**Dataset excerpt:**
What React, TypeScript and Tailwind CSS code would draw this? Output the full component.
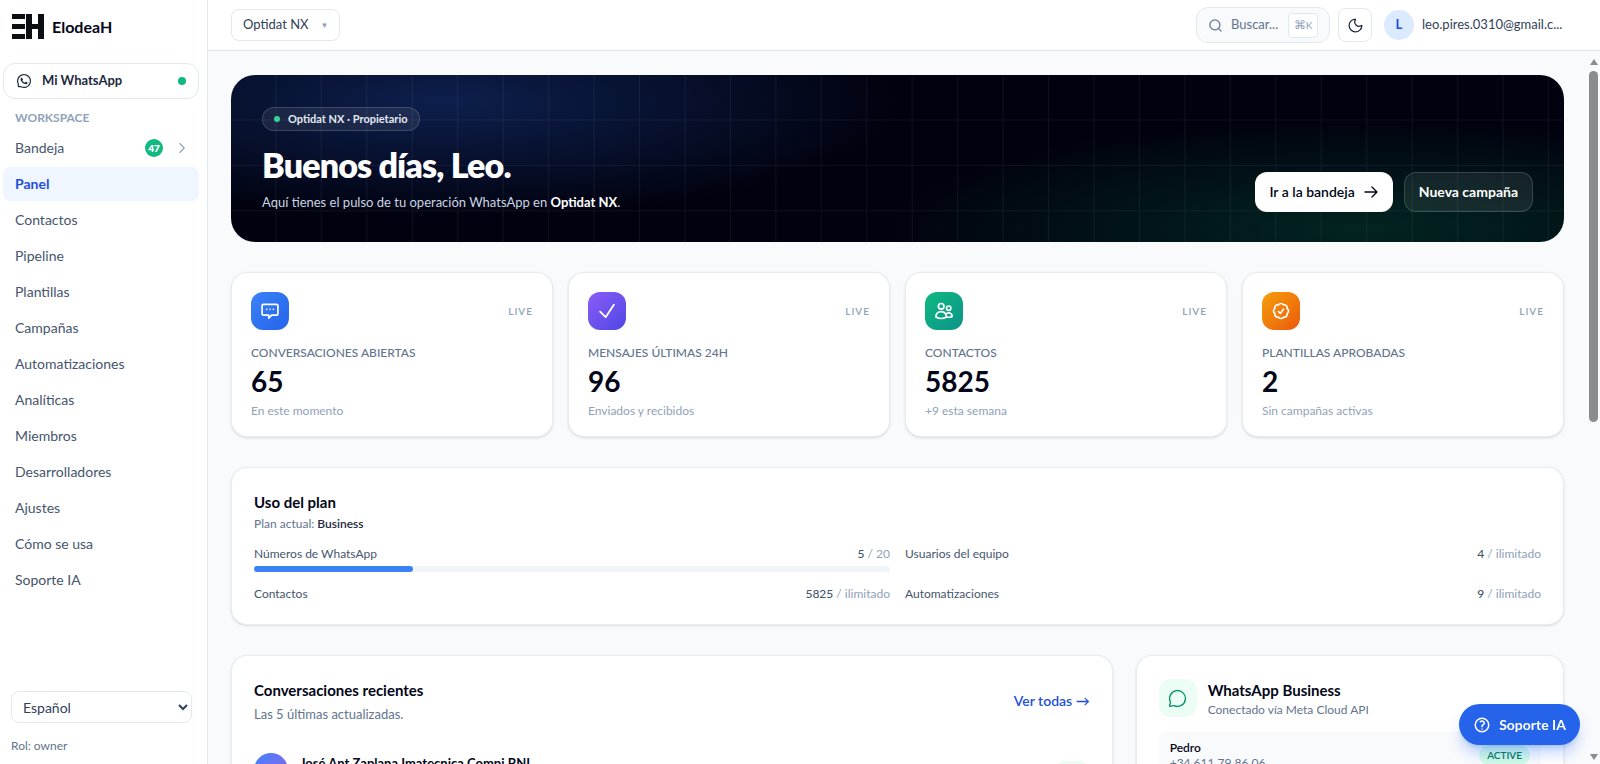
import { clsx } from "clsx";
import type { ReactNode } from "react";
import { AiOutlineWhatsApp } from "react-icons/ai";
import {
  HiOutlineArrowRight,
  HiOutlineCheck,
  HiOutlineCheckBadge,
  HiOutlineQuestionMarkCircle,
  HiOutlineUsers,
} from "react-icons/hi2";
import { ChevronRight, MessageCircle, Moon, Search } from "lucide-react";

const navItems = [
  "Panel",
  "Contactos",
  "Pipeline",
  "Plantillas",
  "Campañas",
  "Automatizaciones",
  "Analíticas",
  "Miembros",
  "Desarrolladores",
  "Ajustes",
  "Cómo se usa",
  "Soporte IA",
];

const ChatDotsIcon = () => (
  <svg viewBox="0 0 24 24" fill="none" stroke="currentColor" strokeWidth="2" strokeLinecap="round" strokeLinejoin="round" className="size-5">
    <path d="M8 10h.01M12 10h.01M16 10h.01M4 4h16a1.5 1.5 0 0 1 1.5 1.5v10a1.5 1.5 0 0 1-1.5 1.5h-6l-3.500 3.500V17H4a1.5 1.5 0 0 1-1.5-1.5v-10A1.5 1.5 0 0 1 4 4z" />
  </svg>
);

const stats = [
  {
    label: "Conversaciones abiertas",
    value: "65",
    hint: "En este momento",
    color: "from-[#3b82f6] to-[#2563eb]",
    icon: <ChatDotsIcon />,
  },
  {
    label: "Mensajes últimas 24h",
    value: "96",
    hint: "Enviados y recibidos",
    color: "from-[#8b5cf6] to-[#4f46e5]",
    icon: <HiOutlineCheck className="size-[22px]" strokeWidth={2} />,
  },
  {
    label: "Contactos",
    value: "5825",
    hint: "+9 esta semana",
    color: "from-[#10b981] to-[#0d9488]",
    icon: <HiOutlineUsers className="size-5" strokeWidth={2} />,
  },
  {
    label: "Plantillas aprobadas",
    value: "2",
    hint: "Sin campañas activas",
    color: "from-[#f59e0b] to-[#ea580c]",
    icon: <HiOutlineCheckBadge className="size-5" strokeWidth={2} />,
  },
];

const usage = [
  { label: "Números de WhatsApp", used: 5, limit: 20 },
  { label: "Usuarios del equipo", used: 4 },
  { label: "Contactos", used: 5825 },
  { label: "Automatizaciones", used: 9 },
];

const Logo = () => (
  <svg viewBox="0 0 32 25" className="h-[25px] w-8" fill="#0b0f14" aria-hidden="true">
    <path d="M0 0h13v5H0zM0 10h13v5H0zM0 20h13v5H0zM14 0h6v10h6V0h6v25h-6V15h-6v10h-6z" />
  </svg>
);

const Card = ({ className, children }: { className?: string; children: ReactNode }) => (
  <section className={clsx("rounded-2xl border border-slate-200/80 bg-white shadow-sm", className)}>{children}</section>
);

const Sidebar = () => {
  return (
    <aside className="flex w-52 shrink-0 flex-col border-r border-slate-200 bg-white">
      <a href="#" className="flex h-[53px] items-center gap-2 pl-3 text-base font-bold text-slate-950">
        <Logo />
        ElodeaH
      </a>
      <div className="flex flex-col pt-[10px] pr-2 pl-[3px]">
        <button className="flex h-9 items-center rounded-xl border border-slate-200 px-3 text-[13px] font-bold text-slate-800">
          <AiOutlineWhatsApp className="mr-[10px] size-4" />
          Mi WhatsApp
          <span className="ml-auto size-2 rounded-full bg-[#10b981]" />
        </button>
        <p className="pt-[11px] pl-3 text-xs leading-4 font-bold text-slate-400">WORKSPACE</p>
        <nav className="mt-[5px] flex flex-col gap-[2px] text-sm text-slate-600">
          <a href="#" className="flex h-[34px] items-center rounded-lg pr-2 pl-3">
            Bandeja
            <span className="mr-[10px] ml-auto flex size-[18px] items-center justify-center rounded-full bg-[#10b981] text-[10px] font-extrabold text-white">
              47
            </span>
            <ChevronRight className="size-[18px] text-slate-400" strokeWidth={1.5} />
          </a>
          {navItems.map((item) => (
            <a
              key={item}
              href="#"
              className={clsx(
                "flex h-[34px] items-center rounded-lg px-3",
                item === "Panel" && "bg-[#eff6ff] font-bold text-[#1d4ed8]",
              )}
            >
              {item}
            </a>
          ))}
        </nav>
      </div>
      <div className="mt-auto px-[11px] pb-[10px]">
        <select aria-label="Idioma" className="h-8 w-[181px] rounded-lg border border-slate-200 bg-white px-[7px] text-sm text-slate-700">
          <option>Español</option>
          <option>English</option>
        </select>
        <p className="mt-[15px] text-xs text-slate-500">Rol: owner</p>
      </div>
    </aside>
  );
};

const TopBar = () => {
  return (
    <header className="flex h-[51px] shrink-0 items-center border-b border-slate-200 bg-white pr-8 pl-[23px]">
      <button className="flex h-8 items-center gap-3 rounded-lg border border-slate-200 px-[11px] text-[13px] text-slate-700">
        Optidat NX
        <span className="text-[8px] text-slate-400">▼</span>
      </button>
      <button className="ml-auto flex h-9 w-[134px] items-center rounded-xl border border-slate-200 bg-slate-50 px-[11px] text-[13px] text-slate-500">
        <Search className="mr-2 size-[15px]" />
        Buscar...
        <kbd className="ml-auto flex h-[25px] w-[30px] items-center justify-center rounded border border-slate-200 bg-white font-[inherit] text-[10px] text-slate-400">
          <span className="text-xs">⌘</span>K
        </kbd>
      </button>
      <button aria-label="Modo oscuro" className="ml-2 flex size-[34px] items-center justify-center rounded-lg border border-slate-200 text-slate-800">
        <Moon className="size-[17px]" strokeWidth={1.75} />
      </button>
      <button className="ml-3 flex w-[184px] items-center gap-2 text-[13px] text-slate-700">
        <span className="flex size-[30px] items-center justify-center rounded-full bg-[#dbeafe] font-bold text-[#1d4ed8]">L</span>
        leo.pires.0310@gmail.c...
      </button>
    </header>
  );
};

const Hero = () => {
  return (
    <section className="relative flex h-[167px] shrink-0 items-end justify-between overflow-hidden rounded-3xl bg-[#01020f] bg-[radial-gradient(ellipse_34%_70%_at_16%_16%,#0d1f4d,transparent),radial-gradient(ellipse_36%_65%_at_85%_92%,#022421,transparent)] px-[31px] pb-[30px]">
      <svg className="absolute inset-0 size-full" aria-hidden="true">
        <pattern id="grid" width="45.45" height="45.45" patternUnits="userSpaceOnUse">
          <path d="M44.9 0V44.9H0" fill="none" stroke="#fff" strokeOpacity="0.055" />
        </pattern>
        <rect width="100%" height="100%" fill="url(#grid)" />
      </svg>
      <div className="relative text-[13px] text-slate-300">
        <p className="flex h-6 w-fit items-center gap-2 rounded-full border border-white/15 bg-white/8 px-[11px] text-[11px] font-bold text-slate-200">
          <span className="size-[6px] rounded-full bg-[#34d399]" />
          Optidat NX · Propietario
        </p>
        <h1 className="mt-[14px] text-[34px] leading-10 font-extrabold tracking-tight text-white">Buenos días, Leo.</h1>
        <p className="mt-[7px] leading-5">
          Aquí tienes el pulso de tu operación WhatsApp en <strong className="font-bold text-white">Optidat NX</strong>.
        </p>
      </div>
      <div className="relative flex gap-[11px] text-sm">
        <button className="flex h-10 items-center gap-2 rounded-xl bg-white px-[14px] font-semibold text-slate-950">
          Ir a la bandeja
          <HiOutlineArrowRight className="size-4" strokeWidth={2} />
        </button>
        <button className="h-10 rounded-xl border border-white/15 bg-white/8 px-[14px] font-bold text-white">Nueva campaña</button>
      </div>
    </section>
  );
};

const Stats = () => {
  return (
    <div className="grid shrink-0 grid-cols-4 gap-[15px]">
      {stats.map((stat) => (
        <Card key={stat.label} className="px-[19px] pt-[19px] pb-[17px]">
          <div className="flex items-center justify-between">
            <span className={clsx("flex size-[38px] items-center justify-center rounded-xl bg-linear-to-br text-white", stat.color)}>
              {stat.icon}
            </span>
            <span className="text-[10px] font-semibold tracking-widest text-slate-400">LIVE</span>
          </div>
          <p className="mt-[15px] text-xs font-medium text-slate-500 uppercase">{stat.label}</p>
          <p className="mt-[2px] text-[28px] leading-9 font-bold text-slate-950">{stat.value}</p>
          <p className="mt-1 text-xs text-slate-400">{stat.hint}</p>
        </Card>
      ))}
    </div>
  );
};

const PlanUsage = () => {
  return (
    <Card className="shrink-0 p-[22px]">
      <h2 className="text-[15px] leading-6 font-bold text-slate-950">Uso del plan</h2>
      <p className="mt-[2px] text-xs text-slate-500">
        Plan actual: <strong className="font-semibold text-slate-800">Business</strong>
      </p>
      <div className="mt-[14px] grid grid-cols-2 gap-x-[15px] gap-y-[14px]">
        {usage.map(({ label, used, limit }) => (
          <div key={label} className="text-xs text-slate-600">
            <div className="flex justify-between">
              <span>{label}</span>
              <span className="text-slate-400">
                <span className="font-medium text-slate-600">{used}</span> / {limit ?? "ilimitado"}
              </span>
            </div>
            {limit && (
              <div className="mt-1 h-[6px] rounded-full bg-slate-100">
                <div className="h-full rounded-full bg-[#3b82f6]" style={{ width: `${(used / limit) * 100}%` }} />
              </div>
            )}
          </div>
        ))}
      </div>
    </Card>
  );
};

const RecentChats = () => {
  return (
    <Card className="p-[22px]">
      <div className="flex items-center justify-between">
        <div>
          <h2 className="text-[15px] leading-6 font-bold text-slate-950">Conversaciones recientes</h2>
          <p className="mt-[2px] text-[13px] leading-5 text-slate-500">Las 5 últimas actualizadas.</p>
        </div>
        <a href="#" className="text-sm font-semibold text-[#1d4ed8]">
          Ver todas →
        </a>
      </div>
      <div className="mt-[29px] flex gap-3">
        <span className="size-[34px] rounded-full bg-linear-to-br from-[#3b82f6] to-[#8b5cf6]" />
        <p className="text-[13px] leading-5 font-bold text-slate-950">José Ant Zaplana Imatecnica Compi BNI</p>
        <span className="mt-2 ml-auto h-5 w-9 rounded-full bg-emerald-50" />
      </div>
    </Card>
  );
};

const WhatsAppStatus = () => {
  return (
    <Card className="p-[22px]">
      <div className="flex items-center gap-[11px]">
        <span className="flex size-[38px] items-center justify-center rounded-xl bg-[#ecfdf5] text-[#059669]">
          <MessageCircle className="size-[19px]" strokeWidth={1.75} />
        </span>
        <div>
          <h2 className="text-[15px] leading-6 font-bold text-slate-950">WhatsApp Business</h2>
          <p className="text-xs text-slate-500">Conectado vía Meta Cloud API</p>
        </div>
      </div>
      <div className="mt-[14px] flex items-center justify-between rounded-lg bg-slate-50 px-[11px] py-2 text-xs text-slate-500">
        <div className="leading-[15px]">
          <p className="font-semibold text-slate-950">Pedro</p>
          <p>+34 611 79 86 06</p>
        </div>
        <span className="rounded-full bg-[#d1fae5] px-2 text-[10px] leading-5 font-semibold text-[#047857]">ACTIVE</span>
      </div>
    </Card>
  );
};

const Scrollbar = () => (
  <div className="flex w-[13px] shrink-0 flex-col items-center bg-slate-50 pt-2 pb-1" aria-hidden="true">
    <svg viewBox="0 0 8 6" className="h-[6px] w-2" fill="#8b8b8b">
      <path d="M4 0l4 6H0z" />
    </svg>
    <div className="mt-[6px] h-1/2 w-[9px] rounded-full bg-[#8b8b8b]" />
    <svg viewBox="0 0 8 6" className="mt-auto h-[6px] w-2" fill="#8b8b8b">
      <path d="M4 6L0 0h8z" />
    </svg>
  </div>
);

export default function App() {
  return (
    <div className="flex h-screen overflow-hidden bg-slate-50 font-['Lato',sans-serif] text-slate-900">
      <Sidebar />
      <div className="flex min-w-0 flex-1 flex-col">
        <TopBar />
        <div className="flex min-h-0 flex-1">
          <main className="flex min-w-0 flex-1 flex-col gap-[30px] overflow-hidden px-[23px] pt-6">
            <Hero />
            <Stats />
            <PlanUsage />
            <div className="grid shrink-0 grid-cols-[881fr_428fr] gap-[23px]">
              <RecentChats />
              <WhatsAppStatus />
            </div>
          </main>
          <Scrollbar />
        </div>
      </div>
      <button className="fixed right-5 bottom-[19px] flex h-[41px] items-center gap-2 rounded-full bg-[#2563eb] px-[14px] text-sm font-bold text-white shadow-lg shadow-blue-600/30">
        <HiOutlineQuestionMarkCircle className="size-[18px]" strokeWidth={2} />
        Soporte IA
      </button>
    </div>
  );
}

**Task instructions:**
Copy nothing but the lines from the top of the data down to the line containing "MessageCircle, Moon, Search", and leave the pictures out.

**Response to this task:**
What React, TypeScript and Tailwind CSS code would draw this? Output the full component.
import { clsx } from "clsx";
import type { ReactNode } from "react";
import { AiOutlineWhatsApp } from "react-icons/ai";
import {
  HiOutlineArrowRight,
  HiOutlineCheck,
  HiOutlineCheckBadge,
  HiOutlineQuestionMarkCircle,
  HiOutlineUsers,
} from "react-icons/hi2";
import { ChevronRight, MessageCircle, Moon, Search } from "lucide-react";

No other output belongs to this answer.